Their website offers a couple of ideas that sit very close to the £20 sweet spot.
For example, the “summer set menu”, normally £21.95, will set you back a mere £11.95 under the scheme. It features such Little Bay perennials as choux de crab (“profiteroles with crab meat and citrus hollandaise” the best starter, IMHO, that you will find in any restaurant in Croydon), confit leg of duck, and white chocolate and pistachio parfait.
My eyes are drawn, however, to the à la carte section, and the words “T-bone steak £20.95”.
Those tears that are running down my face on seeing these words are, dear reader, tears of anticipation, tears of joy. A T-bone steak is a monster of a steak, the “T” being a section of vertebra that sit between a sirloin and a fillet. Two steaks for the price of one, two steaks for less than £11!
For those who don’t already know, Little Bay is tucked away, almost hidden, on a corner of Selsdon Road, away from the so-called “Restaurant Quarter” along South End. Inside it is, it is fair to say, unusual in its lay-out and decor, all satins and velvets, deep reds and gold, galleries and booths. In normal times, they would have an opera singer entertain the midweek diners. But as we know only too well, these are not “normal” times.
We arrive to a palpable air of, if not panic, a certain frisson. “We are very busy,” says a harassed-sounding waitress down the phone while holding up an arm to both acknowledge us and stop us in the restaurant doorway. A queue starts to build behind us. We are eventually shown to our table and she stands in the doorway as we are led to our booth, thus forcing us to pass by within inches of her despite the signs asking us variously to stay both one and two metres apart at all times.
The booth is a good idea, our own socially-distanced bubble.
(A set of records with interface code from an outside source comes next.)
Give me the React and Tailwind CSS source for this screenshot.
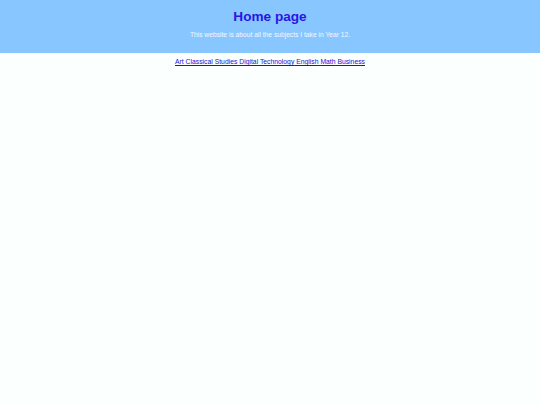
export default function App() {
  return (
    <div className="min-h-[405px] bg-[#fbfffe]" style={{ fontFamily: '"Liberation Sans", Arial, sans-serif' }}>
      <header className="bg-[#87c6ff] h-[53px] flex flex-col items-center pt-[9px]">
        <h1 className="text-[13.6px] font-bold text-[#2b14e6] leading-[16px]">Home page</h1>
        <p className="text-[6.7px] text-[#f4f8ff] mt-[5px] leading-[9px]">This website is about all the subjects I take in Year 12.</p>
      </header>
      <nav className="flex justify-center pt-[4px] text-[6.8px] leading-[10px]">
        <div className="text-[#1a10d8] underline">
          <a href="#">Art</a> <a href="#">Classical Studies</a> <a href="#">Digital Technology</a> <a href="#">English</a> <a href="#">Math</a> <a href="#">Business</a>
        </div>
      </nav>
    </div>
  );
}
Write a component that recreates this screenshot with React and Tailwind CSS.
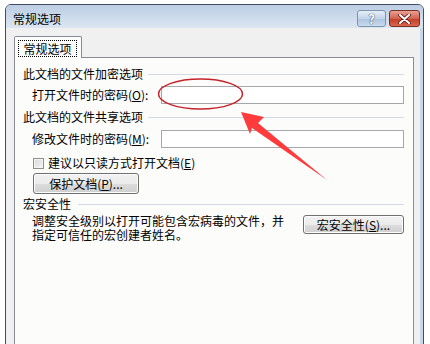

The long table in the middle of the floor is left empty so that customers and staff can make their ways around it without having to get too close to each other. While there are multiple micro-infractions of distancing rules, the staff are clearly trying to cater on the hoof with a sudden influx of customers.
This is the first time that the usually packed Little Bay has been busy since March. Our very busy but supremely capable waitress takes our order and brings our half-price sparkling water and our full-priced (but moderately so at £5.35/250ml glass) red wine.
The food, which has always been very good value at Little Bay, is phenomenally so today.
My T-bone steak, finely sliced but premium quality, the bearnaise sauce wonderfully buttery, duck confit, its fat rendered out to leave a melt-in-the-mouth softness, and a perfect parfait.
I ask for another glass of wine and it arrives promptly. Food, wine, service, all beyond criticism.
And then came the bill.
We were a little concerned when three busy members of staff spent a few minutes crowded around the till debating various points on the bill, amending and re-amending it. Our waitress brought it to us and tentatively handed it over. Inevitably, I had a look at it: £28.30.
Twenty-eight pounds thirty??!!
I had estimated about £40; we had surely been undercharged. We had been undercharged.
They had applied a £20 discount but also charged us £10 less for the T-bone steak (so it had ended up costing 95p) and then added £1.60 because, with their double discount, our food had not come to the £20 and so did not merit the full discount.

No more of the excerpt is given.